Essay


第五回:死への恐怖

今回は、これと同じ日にアップされる僕のオリジナル曲に関連させて『死』を語ってみたいと思う。
人なら誰しも、『死』については考えるだろう。何故なら生きることは死ぬことへつながるわけだから、死を無視し続けるわけにはいかない。
目をそらしても、いずれそれに直面する日がくる。
『死』……僕にとってこれほど難しい問題はない。生きること、死ぬこと……自分自身の問題としても、小説家を目指す人間としても、『死』は永遠の課題である。
そもそも、僕たちが生まれてきたことに意味などあるのだろうか?
僕は今のところ、その意味を見出せていない。

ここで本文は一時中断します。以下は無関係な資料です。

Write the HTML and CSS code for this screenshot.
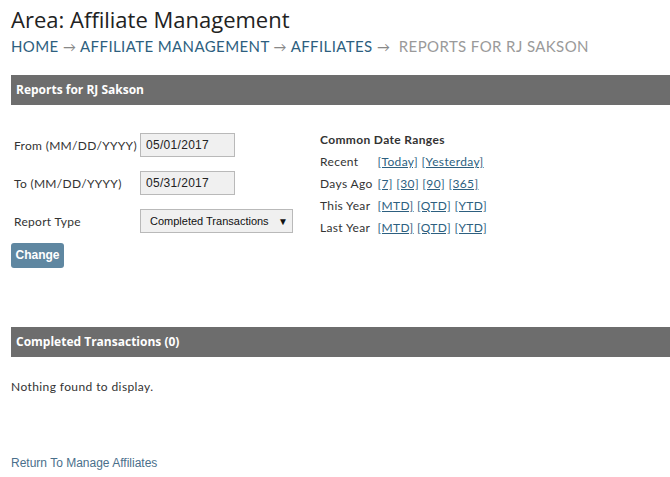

漠然としたものは感じるにせよ、明確な答えなどない。
僕はちょうど世間で言うところの『受験生』に当たるわけで、この時期になってその問題にぶち当たる人間をよく見ている。
同じクラスでK大学を志望する僕の友人は、ストレスで眠れないと言う。昔はK大に受かることを純粋に目指していたから良かったが、今の自分には何一つしたいことがないのにこのままでいいのか、というようなことを言っていた。
そんな思いがストレスとなって、眠れなかったり、少々ノイローゼ気味になってしまっていたりするのである。
「大学ならどこでもいい」ともはや大学受験を諦めている別の友人もそうだ。彼はときどき「死にたい」などと言うが、全く冗談ではない。
大学に行くことに意味を見出せるかどうかはともかく、生きる上での意味を見出せるかどうかは重要だ。
またまた別の僕の友人は、大学はいくつか志望してはいるものの、落ちたとしても専門学校があるし、そもそも独学でも大丈夫だ、と言い切る人間だ。
彼は絶対サラリーマンにはならず、芸術家になるのだという。

彼は自分を信じている。努力することですべてうまくいくと思っている。彼は生きる意味を、芸術家として何かを人に伝えたいということに見出しているように思う。たとえ夢破れ住所不定で行き倒れるとも、彼はそれでいいと言っている。

『死』――僕たちはこれを迎えるとき、いったい何を想うだろう? 自分は後悔しないだろうか? 自分の納得が行くような生き方が出来るだろうか? 自分が生きてきた意味は見つかるだろうか?
僕たちは死ぬまで、あらゆる悩みから解放されないのだろうか…………。